In Aim 2, we will calibrate the added diagnostic value of cryptic SVs in at least 400 trios from the highest yield diagnostic cohort (ultrasound defects) for which conventional methods failed to detect a causative mutation. Our preliminary data suggest that cryptic SVs account for 5.3-9.4% of pathogenic mutations; an important component of the diagnostic yield that is presently uncharacterized.
In Aim 3, we will integrate CMA data from a consortium of academic and commercial diagnostic sites with the exome aggregation project at the Broad Institute, which will collectively represent an amalgamation of >200,000 subjects. We will compare diagnostic yield from conventional criteria to a quantitative risk score based on the convergence of genomics datasets. The final product will be the validation of a single sequencing platform to overcome the limitations of two lower-resolution methods, the determination of clinical yield from a currently uncharacterized class of genomic variation, and the creation of a publicly accessible genome annotation resource. This project could have an immediate and transformative impact on genetic diagnostic practice.
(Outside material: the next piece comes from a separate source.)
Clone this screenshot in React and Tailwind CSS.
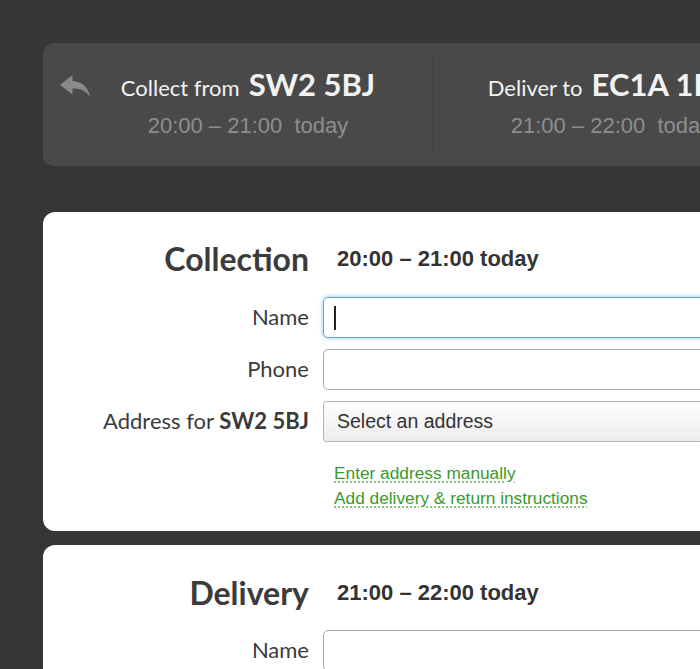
import { useState } from 'react'

const lato = { fontFamily: 'Lato, "Open Sans", sans-serif' }
const helv = { fontFamily: '"Liberation Sans", Arial, sans-serif' }

function ReplyArrow() {
  return (
    <svg width="30" height="22" viewBox="0 0 30 22" fill="#8a8a8a">
      <path d="M0 10 L12.5 0 L12.5 6.2 C21.5 6.4 28.5 11.5 30 22 C26.5 15.8 20.5 13.4 12.5 13.4 L12.5 19.5 Z" />
    </svg>
  )
}

function Leg({ verb, code, time }) {
  return (
    <div className="w-[320px] flex flex-col items-center pt-[23px]">
      <div className="flex items-baseline gap-[9px] text-[#f2f2f2] leading-[36px]" style={lato}>
        <span className="text-[22px]">{verb}</span>
        <span className="text-[31px] font-bold">{code}</span>
      </div>
      <div className="text-[22px] text-[#8e8e8e] leading-[30px] mt-[5px]" style={helv}>
        {time}
      </div>
    </div>
  )
}

function Row({ label, children }) {
  return (
    <>
      <div className="flex items-center justify-end text-[22px] text-[#3a3a3a] h-[41px] pb-[3px]" style={lato}>
        {label}
      </div>
      <div className="h-[41px]">{children}</div>
    </>
  )
}

function Section({ title, time, pt, gap, focused, showAddress }) {
  const [name, setName] = useState('')
  return (
    <div className="w-[760px] bg-white rounded-[12px] grid grid-cols-[266px_1fr] gap-x-[14px]" style={{ paddingTop: pt, paddingBottom: 20 }}>
      <div className="text-right text-[32px] font-bold text-[#3b3b3b] leading-[36px]" style={lato}>{title}</div>
      <div className="flex items-center pl-[14px] text-[22px] font-bold text-[#333] leading-[36px]" style={helv}>{time}</div>

      <div className="col-span-2" style={{ height: gap }} />

      <Row label="Name">
        <div className="relative h-full">
          <input
            value={name}
            onChange={e => setName(e.target.value)}
            className={
              'w-full h-full rounded-[5px] bg-white px-[10px] text-[19px] outline-none caret-transparent ' +
              (focused
                ? 'border border-[#5fa8e4] shadow-[0_0_4px_rgba(82,168,236,0.7)]'
                : 'border border-[#a9a9a9]')
            }
            style={helv}
          />
          {focused && <span className="absolute left-[11px] top-[9px] w-[1.5px] h-[24px] bg-[#222]" />}
        </div>
      </Row>

      {showAddress && (
        <>
          <div className="col-span-2 h-[11px]" />
          <Row label="Phone">
            <input className="w-full h-full rounded-[5px] border border-[#a9a9a9] bg-white px-[10px] text-[19px] outline-none" style={helv} />
          </Row>
          <div className="col-span-2 h-[11px]" />
          <Row label={<span>Address for <b className="font-bold">SW2 5BJ</b></span>}>
            <div className="w-full h-full rounded-[3px] border border-[#b5b5b5] bg-gradient-to-b from-white to-[#ececec] flex items-center pl-[13px] text-[19.5px] text-[#333]" style={helv}>
              Select an address
            </div>
          </Row>
          <div />
          <div className="flex flex-col items-start pl-[11px] pt-[19px] text-[17.3px] leading-[25px] text-[#3a9a2c]" style={helv}>
            <a href="#" className="underline decoration-dotted decoration-[#6cc35e] underline-offset-[3px]">Enter address manually</a>
            <a href="#" className="underline decoration-dotted decoration-[#6cc35e] underline-offset-[3px]">Add delivery &amp; return instructions</a>
          </div>
        </>
      )}
    </div>
  )
}

export default function App() {
  return (
    <div className="w-[700px] h-[669px] overflow-hidden bg-[#363636] pt-[43px] pl-[43px]">
      {/* Route summary */}
      <div className="w-[760px] h-[123px] rounded-[10px] bg-[#494949] flex">
        <div className="w-[45px] pl-[17px] pt-[32px]">
          <ReplyArrow />
        </div>
        <Leg verb="Collect from" code="SW2 5BJ" time={'20:00 – 21:00\u00a0 today'} />
        <div className="w-[25px]" />
        <div className="w-px my-[14px] bg-[#3c3c3c]" />
        <div className="w-[17px]" />
        <Leg verb="Deliver to" code="EC1A 1BB" time={'21:00 – 22:00\u00a0 today'} />
      </div>

      <div className="mt-[46px] flex flex-col gap-[14px]">
        <Section title="Collection" time="20:00 – 21:00 today" pt={29} gap={20} focused showAddress />
        <Section title="Delivery" time="21:00 – 22:00 today" pt={30} gap={19} />
      </div>
    </div>
  )
}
This project will evaluate a new technology that will sequence the entire genome using a single test that can capture all of the structural changes in the chromosomes that currently requires two different genetic diagnostic tests. We will also define the clinical significance to prenatal diagnostics of a class of genetic variation (called `cryptic' structural variation) that is not currently detected by any diagnostic technology, and produce an annotation of the genes implicated in human disease by combining data from more than 200,000 subjects. At its conclusion, this study could transform current approaches to genetic testing for structural variation.